Gordon Wood Speaks to full house on "What Made the Founders Different"


Pulitzer prize-winning author Gordon Wood, professor emeritus of history at Brown, addressed an audience of 500 in the Bryan Campus Life Center on Thursday, February 16, 2012. Wood was the guest of the Program in Political Economy and the Project for the Study of Liberal Democracy, which is co-directed by Daniel Cullen and Stephen Wirls. Addressing the question: What Made the Founders Different?, Professor Wood  explained that America’s revolutionary leaders thought of character in connection with the outer rather than the inner life; they were concerned above all with cultivating (and preserving) a public persona and a new understanding of the criteria of a “gentleman.” Most of the Founders were first in their families to receive a college education, and they were self-made rather than family-made men whose claims to recognition rested on merit and achievement rather than “blood.” The fame that the founders relentlessly, perhaps obsessively, pursued derived from their achievements as statesmen, and their devotion to the public good harkened back to classical republican values. And yet, the Founders were also thoroughly modern in their devotion to republican principles. Wood described them as transitional figures; the democratization of society which their efforts wrought made men such as themselves less likely to appear in the future. Wood also described the Founders as men living in a creative tension, caught between a new world civilization that still existed on the edge of “barbarism” and the cosmopolitan center of the old world they had revolted against. Wood speculated that this condition of identifying simultaneously with the culture center and periphery accounts for those strange upsurges of creative genius in unlikely places: eighteenth century Scotland, Ireland, and the American colonies.
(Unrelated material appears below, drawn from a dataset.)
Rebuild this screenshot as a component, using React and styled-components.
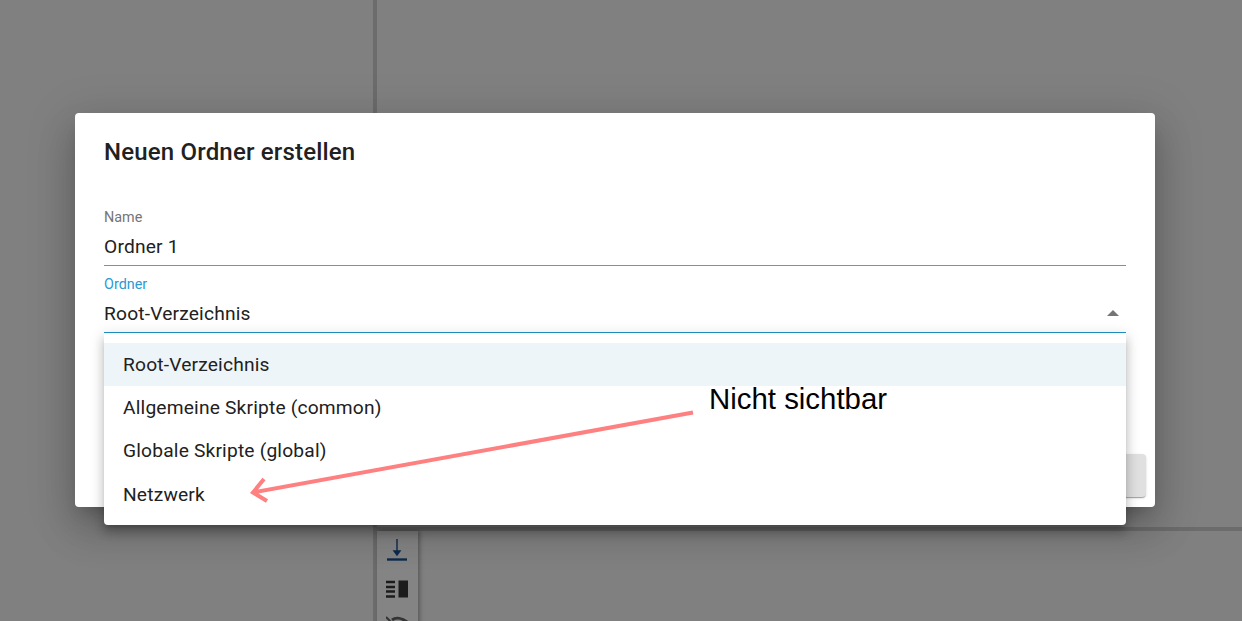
import React from 'react'
import styled, { createGlobalStyle } from 'styled-components'

const GlobalStyle = createGlobalStyle`
  html, body {
    margin: 0;
    height: 100%;
    overflow: hidden;
    background: #808080;
    font-family: Roboto, "Liberation Sans", sans-serif;
  }
`

const Page = styled.div`
  position: relative;
  width: 1242px;
  height: 621px;
  overflow: hidden;
  background: #808080;
`

const Workspace = styled.div`
  display: flex;
  height: 100%;
`

const LeftPane = styled.div`
  width: 373px;
  flex-shrink: 0;
`

const VerticalSplit = styled.div`
  width: 4px;
  flex-shrink: 0;
  background: #6c6c6c;
`

const RightPane = styled.div`
  flex: 1;
  display: flex;
  flex-direction: column;
`

const TopArea = styled.div`
  height: 527px;
  flex-shrink: 0;
`

const HorizontalSplit = styled.div`
  height: 4px;
  flex-shrink: 0;
  background: #6c6c6c;
`

const ToolBar = styled.div`
  width: 41px;
  flex: 1;
  display: flex;
  flex-direction: column;
  align-items: center;
  padding-top: 7px;
  gap: 18px;
  background: #848484;
  box-shadow: 2px 0 4px rgba(0, 0, 0, 0.3);
`

const Overlay = styled.div`
  position: absolute;
  inset: 0;
`

const Dialog = styled.div`
  position: absolute;
  left: 75px;
  top: 113px;
  width: 1080px;
  height: 394px;
  box-sizing: border-box;
  padding: 0 29px;
  background: #fff;
  border-radius: 4px;
  box-shadow: 0 11px 15px -7px rgba(0, 0, 0, 0.2), 0 24px 38px 3px rgba(0, 0, 0, 0.14), 0 9px 46px 8px rgba(0, 0, 0, 0.12);
`

const Title = styled.h2`
  margin: 0;
  padding-top: 23px;
  height: 69px;
  box-sizing: border-box;
  font-size: 24px;
  line-height: 32px;
  font-weight: 500;
  letter-spacing: 0.18px;
  color: #212121;
`

const Form = styled.div`
  display: flex;
  flex-direction: column;
  gap: 11px;
  padding-top: 28px;
`

const Field = styled.div`
  display: flex;
  flex-direction: column;
  gap: 6px;
`

const Label = styled.div`
  font-size: 14.4px;
  line-height: 16px;
  color: ${p => (p.$active ? '#2b9ad4' : '#757575')};
`

const Value = styled.div`
  display: flex;
  align-items: center;
  justify-content: space-between;
  height: 34px;
  box-sizing: border-box;
  padding-bottom: 5px;
  font-size: 19.2px;
  letter-spacing: 0.18px;
  color: #212121;
  border-bottom: 1px solid ${p => (p.$active ? '#1f93c9' : '#8c8c8c')};
`

const Caret = styled.span`
  width: 0;
  height: 0;
  margin-right: 7px;
  border-left: 6px solid transparent;
  border-right: 6px solid transparent;
  border-bottom: 6px solid #757575;
`

const ActionButton = styled.div`
  position: absolute;
  right: 9px;
  bottom: 10px;
  width: 80px;
  height: 43px;
  background: #e0e0e0;
  border-radius: 4px;
  box-shadow: 0 2px 1px -1px rgba(0, 0, 0, 0.2), 0 1px 1px 0 rgba(0, 0, 0, 0.14), 0 1px 3px 0 rgba(0, 0, 0, 0.12);
`

const Menu = styled.ul`
  position: absolute;
  left: 104px;
  top: 333px;
  width: 1022px;
  height: 192px;
  box-sizing: border-box;
  margin: 0;
  padding: 10px 0 0;
  list-style: none;
  background: #fff;
  border-radius: 0 0 4px 4px;
  box-shadow: 0 5px 5px -3px rgba(0, 0, 0, 0.2), 0 8px 10px 1px rgba(0, 0, 0, 0.14), 0 3px 14px 2px rgba(0, 0, 0, 0.12);
`

const MenuItem = styled.li`
  height: 43.2px;
  line-height: 43.2px;
  padding-left: 19px;
  font-size: 19.2px;
  letter-spacing: 0.18px;
  color: #212121;
  background: ${p => (p.$selected ? '#eef5f9' : 'transparent')};
`

const Note = styled.div`
  position: absolute;
  left: 709px;
  top: 382px;
  font-family: "Liberation Sans", Arial, sans-serif;
  font-size: 29.4px;
  line-height: 34px;
  color: #000;
`

const Arrow = styled.svg`
  position: absolute;
  left: 240px;
  top: 400px;
`

const items = ['Root-Verzeichnis', 'Allgemeine Skripte (common)', 'Globale Skripte (global)', 'Netzwerk']

const App = () => {
  return (
    <Page>
      <GlobalStyle />
      <Workspace>
        <LeftPane />
        <VerticalSplit />
        <RightPane>
          <TopArea />
          <HorizontalSplit />
          <ToolBar>
            <svg width="24" height="24" viewBox="0 0 24 24">
              <path d="M11 1v13M8 13h6l-3 4z" stroke="#0d2a4d" strokeWidth="1.4" fill="#0d2a4d" />
              <path d="M1 21.5h20" stroke="#0d2a4d" strokeWidth="2.4" />
            </svg>
            <svg width="24" height="18" viewBox="0 0 24 18">
              <path d="M0 2h9M0 7h9M0 11.5h9M0 16.5h9" stroke="#1c1c1c" strokeWidth="2.4" />
              <rect x="12.5" y="0.5" width="9.5" height="17" fill="#1c1c1c" />
            </svg>
            <svg width="24" height="20" viewBox="0 0 24 20">
              <path d="M0 1l12 12" stroke="#333" strokeWidth="2" />
              <path d="M6 4c4-3 10-2 15 2" stroke="#333" strokeWidth="3" fill="none" />
            </svg>
          </ToolBar>
        </RightPane>
      </Workspace>
      <Overlay>
        <Dialog>
          <Title>Neuen Ordner erstellen</Title>
          <Form>
            <Field>
              <Label>Name</Label>
              <Value>Ordner 1</Value>
            </Field>
            <Field>
              <Label $active>Ordner</Label>
              <Value $active>
                Root-Verzeichnis
                <Caret />
              </Value>
            </Field>
          </Form>
          <ActionButton />
        </Dialog>
        <Menu>
          {items.map((item, i) => (
            <MenuItem key={item} $selected={i === 0}>{item}</MenuItem>
          ))}
        </Menu>
        <Arrow width="470" height="110" viewBox="0 0 470 110">
          <path d="M453 12.5L13 92.5M24 79L13 92.5L27 101" stroke="#ff8080" strokeWidth="4" fill="none" />
        </Arrow>
        <Note>Nicht sichtbar</Note>
      </Overlay>
    </Page>
  )
}

export default App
Wood fielded several questions about the continuing relevance of America’s foundational ideas and institutions, warning that we cannot simply look to the past for guidance or for the affirmation of this or that ideological agenda; and yet, what it means to be an American remains bound up, not with an ethnic idea of nationhood, but with the political character forged by the principles of the revolution and the constitution.

In addition to his public lecture, Professor Wood visited Gail Murray’s colonial and Revolutionary history class and met in informal colloquia with Rhodes faculty and students.